On leaving the Department of the Interior at the close of President Hayes’s administration, Schurz was confronted by an almost embarrassing number of positions for his future occupation. For a time he occupied an editorial position on the New York Evening Post; but he still continued to take an active and important part in the politics of the day. For some years after his retirement from the Post he devoted himself to literature, and produced, among other books, a life of Henry Clay which won high commendation.
After a brief business episode, he again returned to the field of journalism, and for six years contributed weekly the leading editorial to Harper’s Weekly.

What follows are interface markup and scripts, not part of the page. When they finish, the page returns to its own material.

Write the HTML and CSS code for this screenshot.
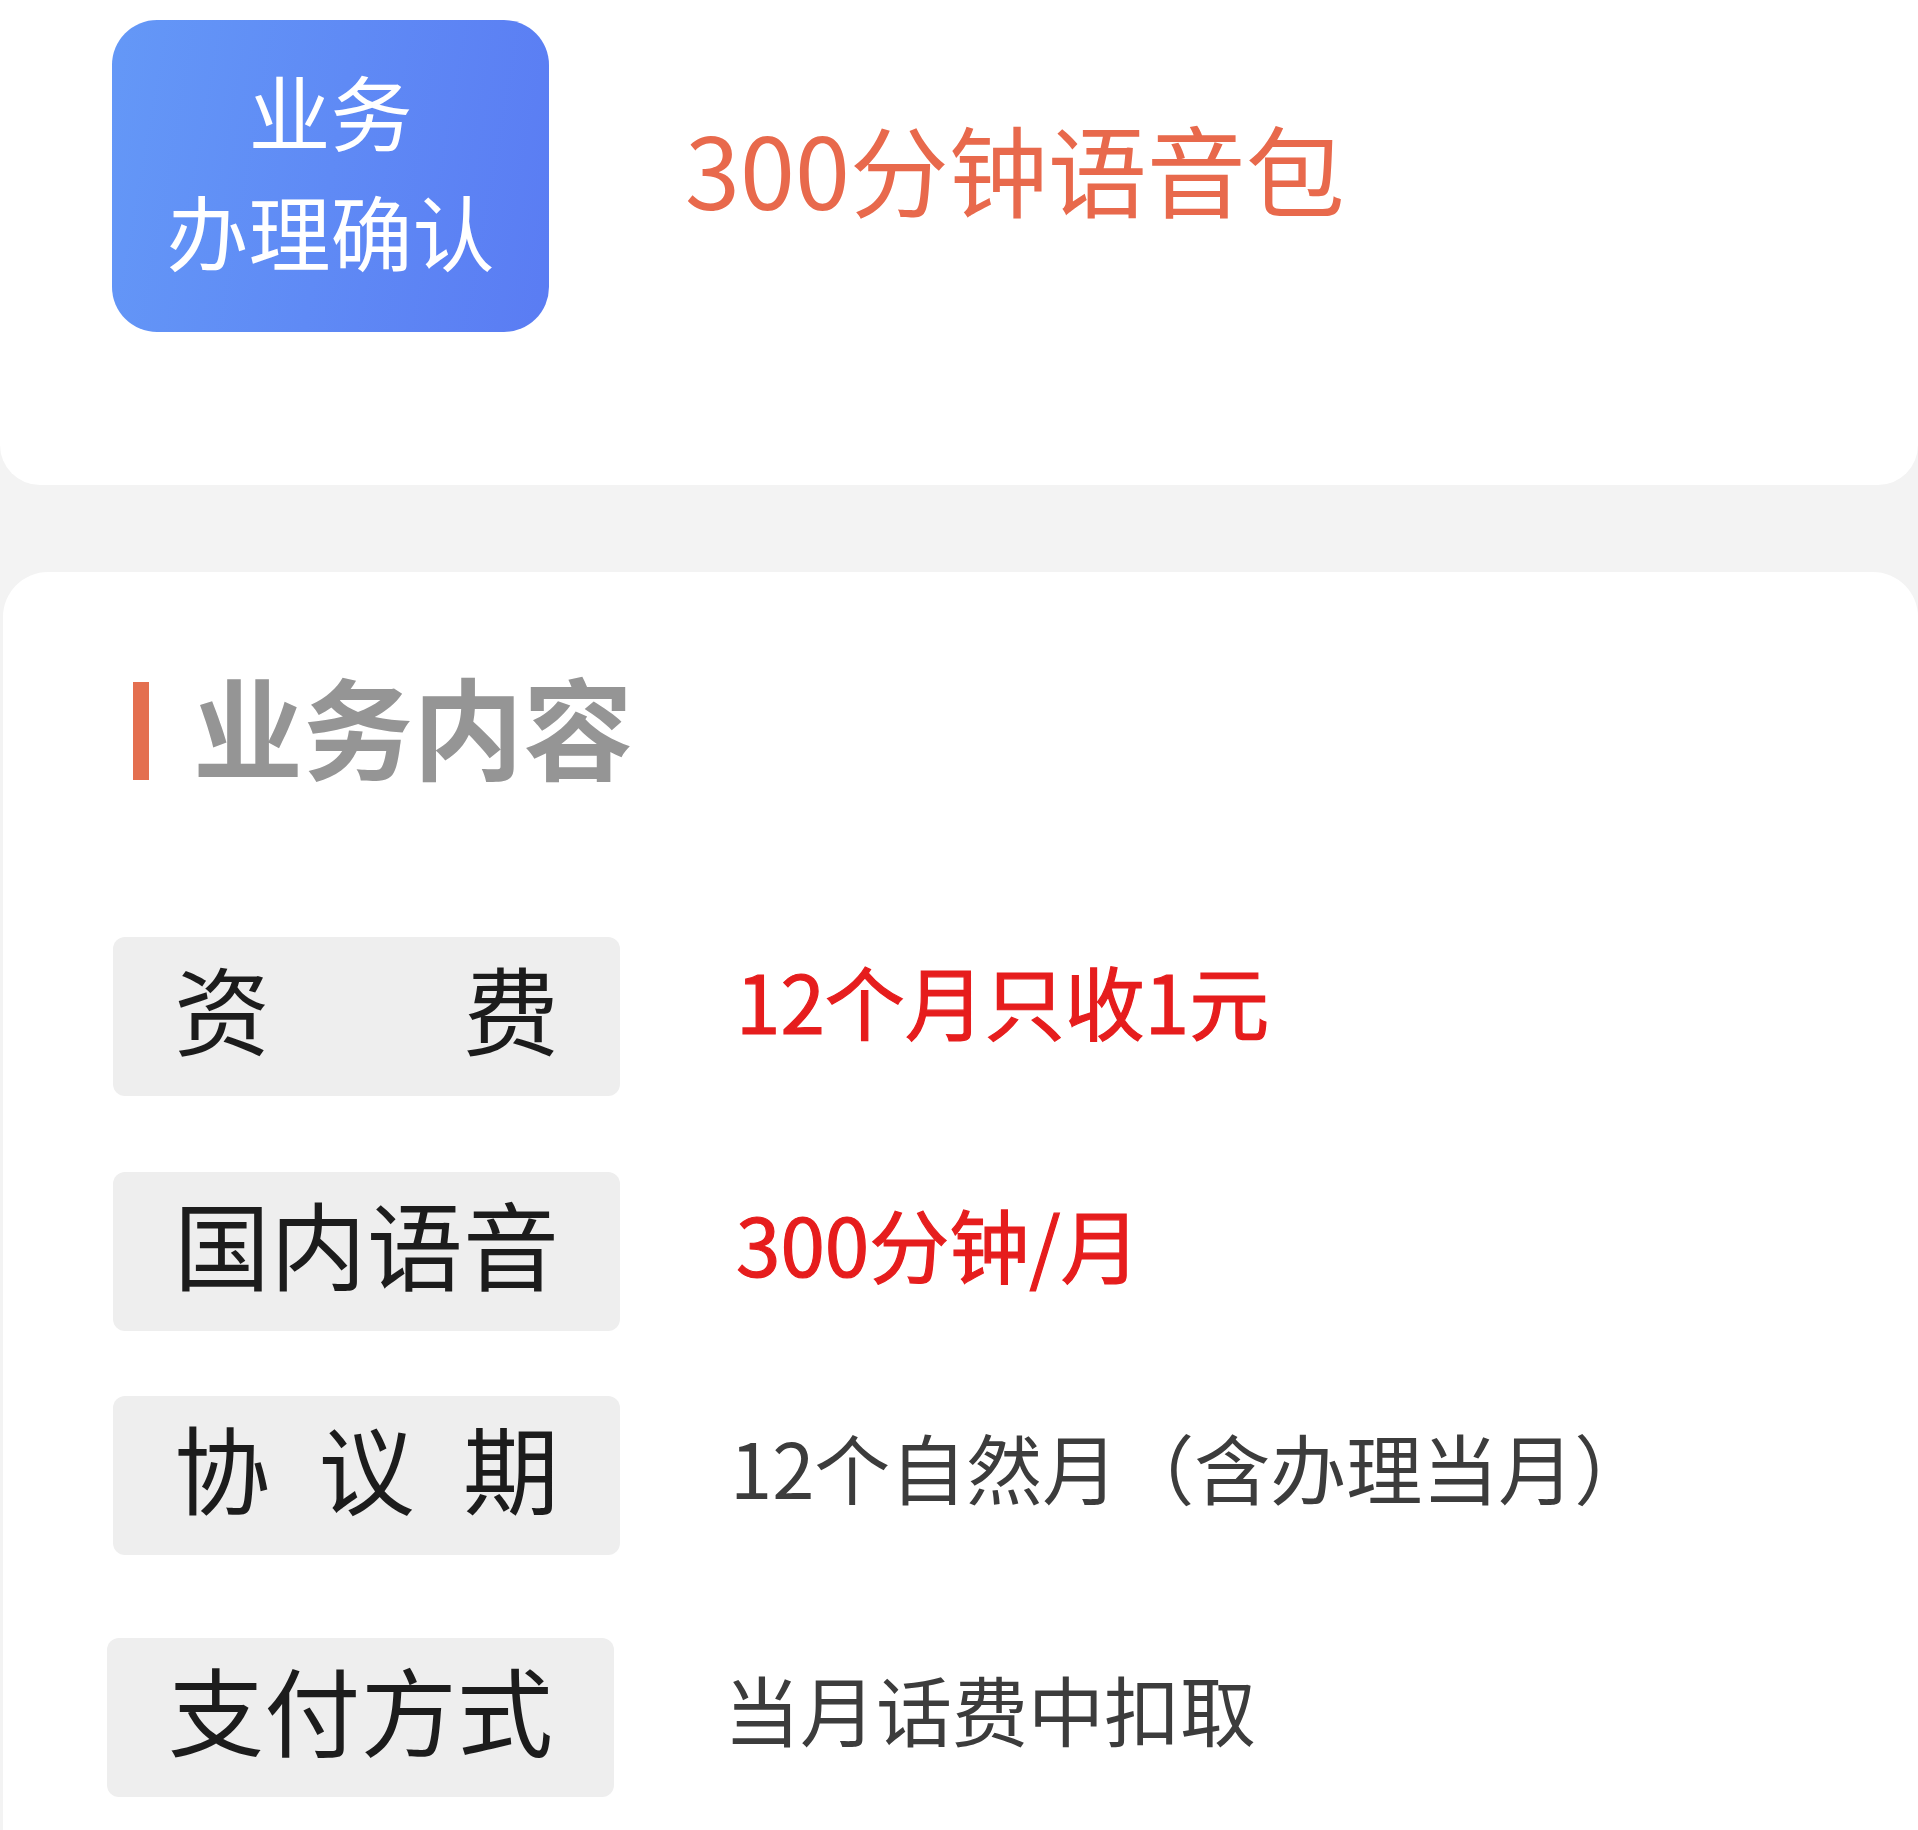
FILE: index.html
```html
<!DOCTYPE html>
<html lang="zh-CN">

<head>
    <meta charset="UTF-8">
    <title>业务办理确认</title>
    <link rel="stylesheet" href="styles.css">
</head>

<body>
    <div class="summary">
        <div class="badge">
            <span>业务</span>
            <span>办理确认</span>
        </div>
        <div class="product-name">300分钟语音包</div>
    </div>

    <div class="detail">
        <div class="section-title"><span>业务内容</span></div>

        <div class="fee-list">
            <div class="fee-row">
                <div class="fee-label">资 费</div>
                <div class="fee-value price lift">12个月只收1元</div>
            </div>
            <div class="fee-row">
                <div class="fee-label">国内语音</div>
                <div class="fee-value price">300分钟/月</div>
            </div>
            <div class="fee-row row-tight">
                <div class="fee-label">协 议 期</div>
                <div class="fee-value">12个自然月（含办理当月）</div>
            </div>
            <div class="fee-row row-last">
                <div class="fee-label">支付方式</div>
                <div class="fee-value">当月话费中扣取</div>
            </div>
        </div>
    </div>
</body>

</html>
```

FILE: styles.css
```css
/* 业务确认页 */
body {
    margin: 0;
    background: #f3f3f3;
    font-family: "Noto Sans CJK SC", "Noto Sans", sans-serif;
    height: 100vh;
    overflow: hidden;
}

/* 顶部卡片 */
.summary {
    background: #fff;
    height: 485px;
    box-sizing: border-box;
    padding: 20px 0 0 112px;
    border-radius: 0 0 40px 40px;
    display: flex;
    align-items: flex-start;
    gap: 136px;
}

.badge {
    width: 437px;
    height: 312px;
    box-sizing: border-box;
    padding-bottom: 12px;
    border-radius: 45px;
    background: linear-gradient(100deg, #6498f7 0%, #5a7cf3 100%);
    color: #fff;
    font-size: 82px;
    line-height: 120px;
    display: flex;
    flex-direction: column;
    align-items: center;
    justify-content: center;
}

.product-name {
    height: 312px;
    box-sizing: border-box;
    padding-bottom: 18px;
    display: flex;
    align-items: center;
    font-size: 99px;
    color: #e8694c;
}

/* 业务内容 */
.detail {
    background: #fff;
    margin: 87px 0 0 3px;
    height: 1258px;
    box-sizing: border-box;
    border-radius: 45px 45px 0 0;
    padding: 97px 0 0 110px;
}

.section-title {
    display: flex;
    align-items: flex-start;
    gap: 44px;
    margin-left: 20px;
    font-size: 110px;
    line-height: 110px;
    font-weight: 700;
    color: #959595;
}

.section-title::before {
    content: "";
    width: 16px;
    height: 98px;
    margin-top: 13px;
    background: #e46f4f;
}

.fee-list {
    margin-top: 157px;
    display: flex;
    flex-direction: column;
    gap: 76px;
}

.fee-row {
    display: flex;
    align-items: center;
    gap: 110px;
}

.fee-label {
    width: 507px;
    height: 159px;
    box-sizing: border-box;
    padding: 0 61px 19px;
    border-radius: 12px;
    background: #eeeeee;
    color: #1c1c1c;
    font-size: 96px;
    line-height: 140px;
    text-align: justify;
    text-align-last: justify;
}

.fee-value {
    font-size: 76px;
    padding-bottom: 19px;
    color: #3c3c3c;
}

.price {
    margin-left: 6px;
    font-size: 80px;
    color: #e61d1d;
    -webkit-text-stroke: 1.2px currentColor;
}

.lift {
    padding-bottom: 36px;
}

.row-tight {
    margin-top: -11px;
}

.row-last {
    margin-top: 7px;
    margin-left: -6px;
}
```
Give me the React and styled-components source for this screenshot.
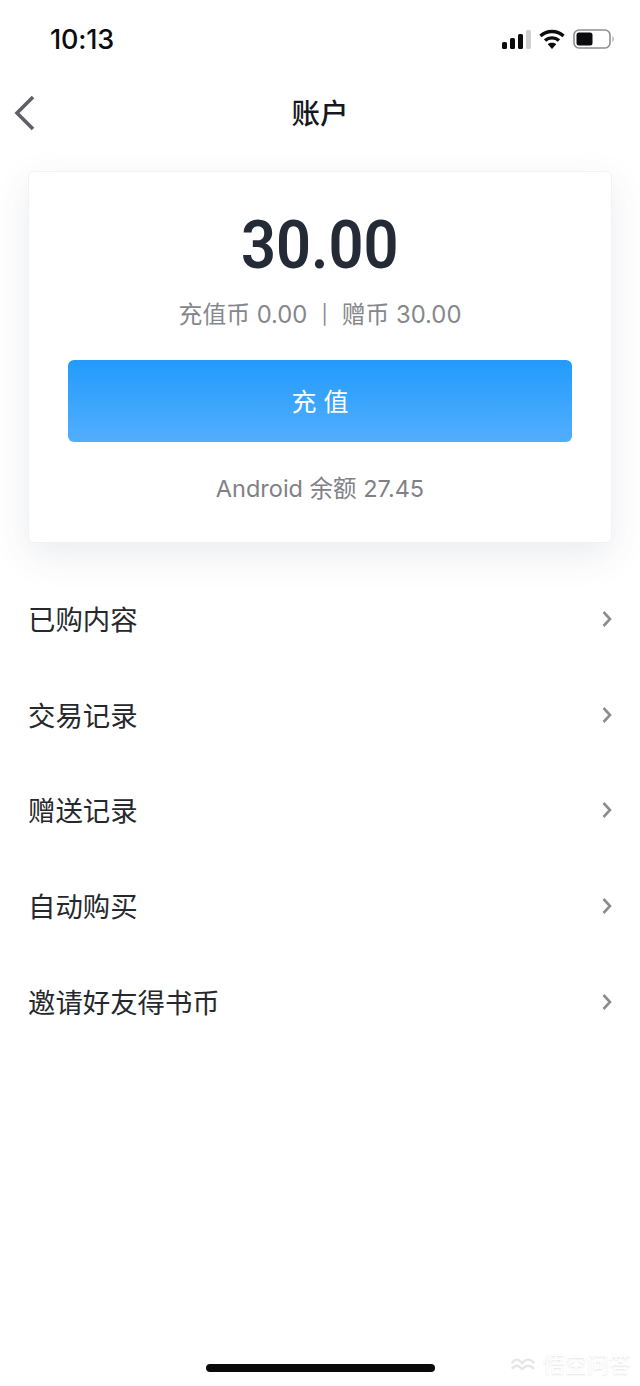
import React from 'react';
import styled, { createGlobalStyle } from 'styled-components';

const CJK = '"Inter", "Noto Sans CJK SC", sans-serif';

const GlobalStyle = createGlobalStyle`
    html, body {
        margin: 0;
        padding: 0;
        background: #fff;
    }
    body {
        font-family: ${CJK};
    }
`;

const Page = styled.div`
    position: relative;
    width: 640px;
    height: 1386px;
    overflow: hidden;
    background: #fff;
`;

const StatusBar = styled.div`
    height: 78px;
    box-sizing: border-box;
    padding: 0 25px 0 50px;
    display: flex;
    align-items: center;
    justify-content: space-between;
`;

const Time = styled.div`
    font-size: 27px;
    font-weight: 500;
    color: #0c0c0e;
    letter-spacing: -0.2px;
`;

const StatusIcons = styled.div`
    display: flex;
    align-items: center;
    gap: 8px;
`;

const NavBar = styled.div`
    position: relative;
    height: 68px;
    display: flex;
    align-items: center;
    justify-content: center;
`;

const BackButton = styled.div`
    position: absolute;
    left: 12px;
    top: 17px;
    height: 36px;
`;

const Title = styled.div`
    font-size: 28.5px;
    color: #17181c;
    font-weight: 500;
    margin-top: -2px;
`;

const Card = styled.div`
    margin: 25px 28px 0;
    height: 372px;
    box-sizing: border-box;
    background: #fff;
    border-radius: 6px;
    border: 1px solid #f1f2f5;
    box-shadow: 0 12px 36px rgba(60, 70, 100, 0.1);
    display: flex;
    flex-direction: column;
    align-items: center;
    padding: 0 39px;
`;

const Amount = styled.div`
    margin-top: 32px;
    font-family: "Roboto", sans-serif;
    font-size: 66px;
    line-height: 84px;
    font-weight: 600;
    color: #252a37;
    transform: scaleX(0.93);
`;

const Breakdown = styled.div`
    margin-top: 10px;
    font-size: 23.8px;
    line-height: 34px;
    color: #85878c;
    display: flex;
    align-items: center;
    gap: 12px;
`;

const Divider = styled.span`
    font-size: 19px;
    padding: 0 2px;
`;

const TopUp = styled.div`
    margin-top: 28px;
    width: 100%;
    height: 82px;
    border-radius: 6px;
    background: linear-gradient(180deg, #229bfc 0%, #52aefd 100%);
    color: #fff;
    font-size: 25px;
    letter-spacing: 7px;
    padding: 0 0 3px 7px;
    box-sizing: border-box;
    display: flex;
    align-items: center;
    justify-content: center;
`;

const Balance = styled.div`
    margin-top: 30px;
    font-size: 23.5px;
    line-height: 34px;
    color: #7f8186;
`;

const Menu = styled.div`
    margin-top: 28px;
    display: flex;
    flex-direction: column;
`;

const Row = styled.div`
    height: 95.6px;
    box-sizing: border-box;
    padding: 0 28px;
    display: flex;
    align-items: center;
    justify-content: space-between;
`;

const RowLabel = styled.div`
    font-size: 27.4px;
    color: #26282d;
    margin-top: -1px;
`;

const HomeBar = styled.div`
    position: absolute;
    left: 206px;
    top: 1364px;
    width: 229px;
    height: 8px;
    border-radius: 4px;
    background: #0a0a0a;
`;

const Watermark = styled.div`
    position: absolute;
    left: 510px;
    top: 1350px;
    display: flex;
    align-items: center;
    gap: 7px;
    font-size: 22px;
    line-height: 28px;
    color: #fff;
    text-shadow: 0 1px 2px rgba(0, 0, 0, 0.12);
`;

function Signal() {
    return (
        <svg width="30" height="19" viewBox="0 0 30 19">
            <rect x="1" y="12" width="5" height="7" rx="1.5" fill="#0c0c0e" />
            <rect x="9" y="8" width="5" height="11" rx="1.5" fill="#0c0c0e" />
            <rect x="17" y="4" width="5" height="15" rx="1.5" fill="#0c0c0e" />
            <rect x="25" y="0" width="5" height="19" rx="1.5" fill="#cfcfcf" />
        </svg>
    )
}

function Wifi() {
    return (
        <svg width="26" height="20" viewBox="0 0 26 20" fill="none" stroke="#0c0c0e" strokeWidth="3.4">
            <path d="M1.5 7 C8 1 18 1 24.5 7" />
            <path d="M6 11.5 C10 8 16 8 20 11.5" />
            <path d="M13 20 L8.8 15.2 C11 13.4 15 13.4 17.2 15.2 Z" fill="#0c0c0e" stroke="none" />
        </svg>
    )
}

function Battery() {
    return (
        <svg width="42" height="20" viewBox="0 0 42 20">
            <rect x="1" y="1" width="36" height="18" rx="5" fill="none" stroke="#8e8e8e" strokeWidth="1.6" />
            <rect x="3.5" y="3.5" width="16" height="13" rx="2.5" fill="#0c0c0e" />
            <path d="M39.5 7 C41 8 41 12 39.5 13 Z" fill="#9a9a9a" />
        </svg>
    )
}

function BackIcon() {
    return (
        <svg width="24" height="36" viewBox="0 0 24 36" fill="none" stroke="#5e6066" strokeWidth="3.6">
            <path d="M21 2 L5 18 L21 34" />
        </svg>
    )
}

function Chevron() {
    return (
        <svg width="10" height="16" viewBox="0 0 10 16" fill="none" stroke="#8a8c90" strokeWidth="2.6" style={{ marginTop: 1 }}>
            <path d="M1.5 1 L8 8 L1.5 15" />
        </svg>
    )
}

function WatermarkLogo() {
    return (
        <svg width="26" height="16" viewBox="0 0 32 20" fill="none" stroke="#e6e6e6" strokeWidth="3">
            <path d="M2 9 C6 3 10 3 15 9 C20 3 25 3 30 9" />
            <path d="M2 16 C6 11 10 11 15 16 C20 11 25 11 30 16" />
        </svg>
    )
}

const rows = ['已购内容', '交易记录', '赠送记录', '自动购买', '邀请好友得书币']

function App() {
    return (<>
        <GlobalStyle />
        <Page>
            <StatusBar>
                <Time>10:13</Time>
                <StatusIcons>
                    <Signal />
                    <Wifi />
                    <Battery />
                </StatusIcons>
            </StatusBar>
            <NavBar>
                <BackButton><BackIcon /></BackButton>
                <Title>账户</Title>
            </NavBar>
            <Card>
                <Amount>30.00</Amount>
                <Breakdown>
                    <span>充值币 0.00</span>
                    <Divider>|</Divider>
                    <span>赠币 30.00</span>
                </Breakdown>
                <TopUp>充值</TopUp>
                <Balance>Android 余额 27.45</Balance>
            </Card>
            <Menu>
                {rows.map(label => (
                    <Row key={label}>
                        <RowLabel>{label}</RowLabel>
                        <Chevron />
                    </Row>
                ))}
            </Menu>
            <Watermark>
                <WatermarkLogo />
                <span>悟空问答</span>
            </Watermark>
            <HomeBar />
        </Page>
    </>)
}

export default App
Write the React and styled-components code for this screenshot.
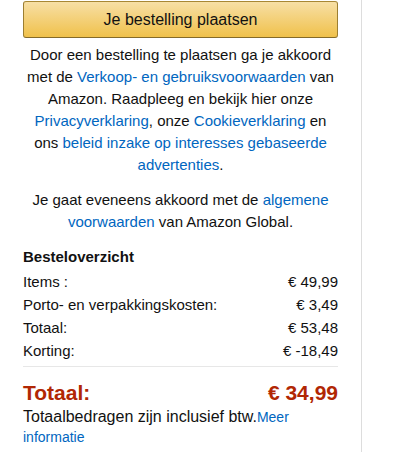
import React from 'react'
import styled, { createGlobalStyle } from 'styled-components'

const GlobalStyle = createGlobalStyle`
    body {
        margin: 0;
        background: #fff;
        font-family: "Liberation Sans", Arial, sans-serif;
        color: #111;
    }
`;

const Panel = styled.div`
    width: 315px;
    min-height: 452px;
    padding: 1px 23px 0 23px;
    border-right: 1px solid #ddd;
    `;

const PlaceButton = styled.button`
    display: block;
    width: 100%;
    height: 37px;
    box-sizing: border-box;
    margin: 0;
    padding: 0;
    border: 1px solid;
    border-color: #a88734 #9c7e31 #846a29;
    border-radius: 3px;
    background: linear-gradient(to bottom, #f7dfa5, #f0c14b);
    font-family: "Liberation Sans", Arial, sans-serif;
    font-size: 16px;
    color: #111;
    `;

const Legal = styled.p`
    margin: ${props => props.top}px 0 0;
    font-size: 15px;
    line-height: 22px;
    text-align: center;
    color: #111;
    `;

const Link = styled.a`
    color: #0066c0;
    text-decoration: none;
    font-size: ${props => props.small ? '14px' : 'inherit'};
    `;

const Heading = styled.h3`
    margin: 13px 0 2px;
    font-size: 15px;
    line-height: 22px;
    font-weight: 700;
    color: #111;
    `;

const Row = styled.div`
    display: flex;
    justify-content: space-between;
    font-size: 15px;
    line-height: 23px;
    color: #111;
    `;

const Divider = styled.hr`
    margin: 4px 0 0;
    border: 0;
    border-top: 1px solid #e7e7e7;
    `;

const TotalRow = styled.div`
    display: flex;
    justify-content: space-between;
    margin-top: 12px;
    font-size: 21px;
    line-height: 28px;
    font-weight: 700;
    color: #b12704;
    `;

const Note = styled.div`
    font-size: 16px;
    line-height: 20px;
    color: #111;
    `;

const rows = [
    ['Items :', '€ 49,99'],
    ['Porto- en verpakkingskosten:', '€ 3,49'],
    ['Totaal:', '€ 53,48'],
    ['Korting:', '€ -18,49'],
];

export default function App() {
    return (
        <Panel>
            <GlobalStyle />
            <PlaceButton>Je bestelling plaatsen</PlaceButton>
            <Legal top={6}>
                Door een bestelling te plaatsen ga je akkoord met de{' '}
                <Link href="#">Verkoop- en gebruiksvoorwaarden</Link> van Amazon.
                Raadpleeg en bekijk hier onze <Link href="#">Privacyverklaring</Link>,
                onze <Link href="#">Cookieverklaring</Link> en ons{' '}
                <Link href="#">beleid inzake op interesses gebaseerde advertenties</Link>.
            </Legal>
            <Legal top={13}>
                Je gaat eveneens akkoord met de{' '}
                <Link href="#">algemene voorwaarden</Link> van Amazon Global.
            </Legal>
            <Heading>Besteloverzicht</Heading>
            {rows.map(([label, value]) => (
                <Row key={label}>
                    <span>{label}</span>
                    <span>{value}</span>
                </Row>
            ))}
            <Divider />
            <TotalRow>
                <span>Totaal:</span>
                <span>€ 34,99</span>
            </TotalRow>
            <Note>
                Totaalbedragen zijn inclusief btw.<Link small href="#">Meer informatie</Link>
            </Note>
        </Panel>
    )
}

Once again he visited Europe; but old age was growing heavy on his shoulders, and on his return to the United States he retired each year a little more from the active fields of politics and journalism which had so long held him, and to which he had so gladly contributed.
On May 14, 1906, surrounded by his children, the end came. “Es ist so einfach zu sterben” (it is so simple to die), was his farewell to those about him. As he lived, so did he die, simply and unafraid.